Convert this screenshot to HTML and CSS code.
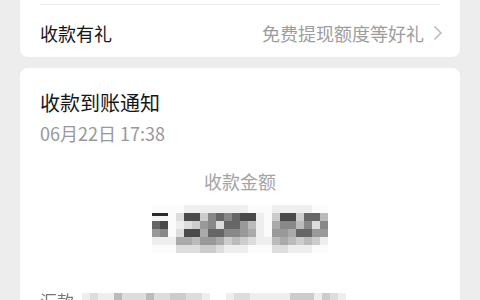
FILE: index.html
```html
<!DOCTYPE html>
<html lang="zh-CN">
<head>
<meta charset="utf-8">
<link rel="stylesheet" href="styles.css">
</head>
<body>
<div class="page">
  <section class="card card-top">
    <div class="row">
      <span class="row-label">收款有礼</span>
      <span class="row-value">免费提现额度等好礼</span>
      <svg class="chev" width="10" height="16" viewBox="0 0 10 16"><path d="M1.5 1.5 L8 8 L1.5 14.5" fill="none" stroke="#b5b5b5" stroke-width="1.4"/></svg>
    </div>
  </section>
  <section class="card card-notice">
    <h1 class="title">收款到账通知</h1>
    <div class="date">06月22日 17:38</div>
    <div class="amount-label">收款金额</div>
    <div class="mosaic">
      <i class="s0"></i><i class="s0"></i><i class="s0"></i><i class="s0"></i><i class="s1"></i><i class="s1"></i><i class="s1"></i><i class="s1"></i><i class="s1"></i><i class="s1"></i><i class="s1"></i><i class="s1"></i><i class="s0"></i><i class="s0"></i><i class="s0"></i><i class="s1"></i><i class="s1"></i><i class="s1"></i><i class="s1"></i><i class="s1"></i><i class="s0"></i><i class="s0"></i>
      <i class="s1 yen"></i><i class="s1 yen"></i><i class="s0"></i><i class="s2"></i><i class="s9"></i><i class="s9"></i><i class="s3"></i><i class="s7"></i><i class="s8"></i><i class="s7"></i><i class="s8"></i><i class="s9"></i><i class="s9"></i><i class="s1"></i><i class="s0"></i><i class="s3"></i><i class="s9"></i><i class="s9"></i><i class="s3"></i><i class="s8"></i><i class="s8"></i><i class="s4"></i>
      <i class="s8"></i><i class="s9"></i><i class="s0"></i><i class="s1"></i><i class="s2"></i><i class="s3"></i><i class="s6"></i><i class="s7"></i><i class="s2"></i><i class="s8"></i><i class="s8"></i><i class="s6"></i><i class="s4"></i><i class="s1"></i><i class="s0"></i><i class="s5"></i><i class="s7"></i><i class="s7"></i><i class="s4"></i><i class="s7"></i><i class="s2"></i><i class="s7"></i>
      <i class="s6"></i><i class="s7"></i><i class="s0"></i><i class="s2"></i><i class="s9"></i><i class="s9"></i><i class="s5"></i><i class="s8"></i><i class="s8"></i><i class="s7"></i><i class="s7"></i><i class="s6"></i><i class="s5"></i><i class="s1"></i><i class="s0"></i><i class="s6"></i><i class="s6"></i><i class="s5"></i><i class="s8"></i><i class="s8"></i><i class="s6"></i><i class="s6"></i>
      <i class="s1"></i><i class="s1"></i><i class="s1"></i><i class="s5"></i><i class="s5"></i><i class="s4"></i><i class="s6"></i><i class="s6"></i><i class="s5"></i><i class="s3"></i><i class="s4"></i><i class="s3"></i><i class="s2"></i><i class="s1"></i><i class="s1"></i><i class="s4"></i><i class="s5"></i><i class="s4"></i><i class="s3"></i><i class="s4"></i><i class="s3"></i><i class="s1"></i>
      <i class="s0"></i><i class="s0"></i><i class="s0"></i><i class="s2"></i><i class="s2"></i><i class="s2"></i><i class="s3"></i><i class="s3"></i><i class="s2"></i><i class="s1"></i><i class="s1"></i><i class="s1"></i><i class="s0"></i><i class="s0"></i><i class="s0"></i><i class="s2"></i><i class="s2"></i><i class="s1"></i><i class="s1"></i><i class="s1"></i><i class="s0"></i><i class="s0"></i>
    </div>
    <div class="info-row">
      <span class="info-label">汇款</span>
      <div class="strip">
        <i class="s1"></i><i class="s2"></i><i class="s1"></i><i class="s1"></i><i class="s4"></i><i class="s2"></i><i class="s2"></i><i class="s2"></i><i class="s4"></i><i class="s2"></i><i class="s2"></i><i class="s3"></i><i class="s3"></i><i class="s2"></i><i class="s2"></i><i class="s1"></i>
      </div>
      <div class="strip">
        <i class="s1"></i><i class="s2"></i><i class="s2"></i><i class="s1"></i><i class="s1"></i><i class="s1"></i><i class="s1"></i><i class="s1"></i><i class="s3"></i><i class="s3"></i><i class="s3"></i><i class="s1"></i><i class="s3"></i><i class="s2"></i><i class="s1"></i>
      </div>
    </div>
  </section>
</div>
</body>
</html>
```
FILE: styles.css
```css
* { box-sizing: border-box; }
html, body {
  margin: 0;
  padding: 0;
  background: #ededed;
  font-family: "Noto Sans CJK SC", "Noto Sans", sans-serif;
  overflow: hidden;
}
.page {
  padding: 0 20px;
  display: flex;
  flex-direction: column;
  gap: 11px;
}
.card {
  background: #fff;
  border-radius: 8px;
}
.card-top {
  border-radius: 0 0 8px 8px;
  padding: 4px 20px 0;
  height: 57px;
}
.row {
  border-top: 1px solid #ececec;
  height: 53px;
  padding-top: 4px;
  display: flex;
  align-items: center;
}
.row-label {
  font-size: 18px;
  color: #161616;
  flex: 1;
}
.row-value {
  font-size: 18px;
  color: #9d9d9d;
}
.chev {
  margin-left: 9px;
  margin-right: -3px;
}
.card-notice {
  padding: 21px 20px 0;
  height: 260px;
}
.title {
  margin: 0;
  font-size: 20px;
  font-weight: normal;
  line-height: 28px;
  color: #161616;
}
.date {
  margin-top: 4px;
  font-size: 18px;
  line-height: 24px;
  color: #999999;
}
.amount-label {
  margin-top: 23px;
  text-align: center;
  font-size: 18px;
  line-height: 26px;
  color: #a3a3a3;
}
.mosaic {
  margin: 11px auto 0;
  display: grid;
  grid-template-columns: repeat(22, 8px);
  grid-auto-rows: 8px;
  width: 176px;
  filter: blur(0.6px);
}
.mosaic i, .strip i { display: block; }
.s0 { background: #fbfbfb; }
.s1 { background: #eeeeee; }
.s2 { background: #dddddd; }
.s3 { background: #cccccc; }
.s4 { background: #bbbbbb; }
.s5 { background: #aaaaaa; }
.s6 { background: #999999; }
.s7 { background: #888888; }
.s8 { background: #666666; }
.s9 { background: #4a4a4a; }
.yen { background: linear-gradient(#2a2a2a 0 3px, #f4f4f4 3px); }
.info-row {
  margin-top: 34px;
  display: flex;
  align-items: flex-start;
  gap: 8px;
  height: 24px;
}
.info-label {
  font-size: 17px;
  line-height: 24px;
  color: #777;
  filter: blur(0.6px);
  margin-top: 2px;
}
.strip {
  display: grid;
  grid-template-columns: repeat(16, 8px);
  grid-auto-rows: 8px;
  margin-top: 6px;
  filter: blur(0.6px);
}
.strip + .strip { margin-left: 8px; }
```
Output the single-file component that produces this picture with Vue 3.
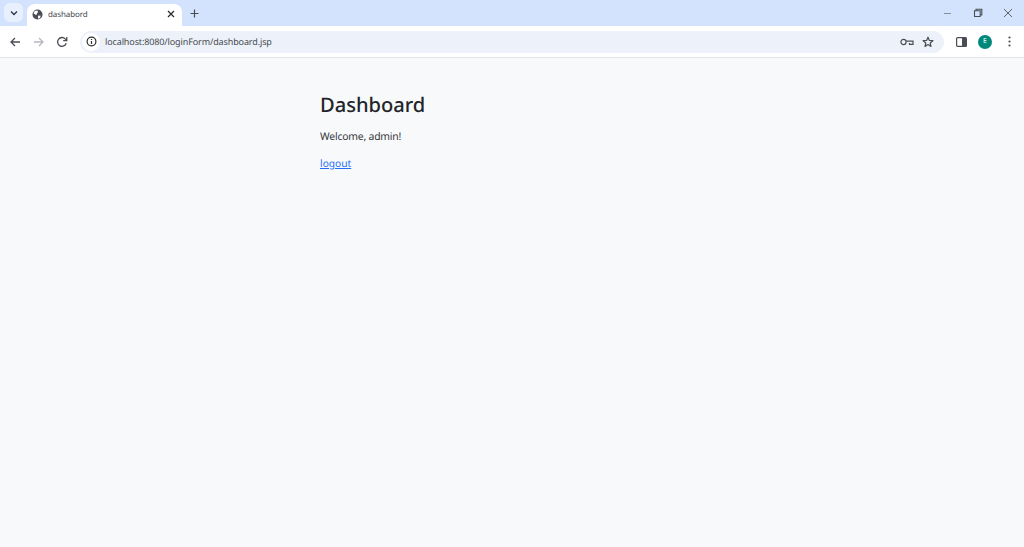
◆ ◆ ◆ ◆ ◆ ◆ ◆
# Task description
Go through the records and copy each line with "this" in it.

# Problem solution
Convert this screenshot to HTML and CSS code.
Output the single-file component that produces this picture with Vue 3.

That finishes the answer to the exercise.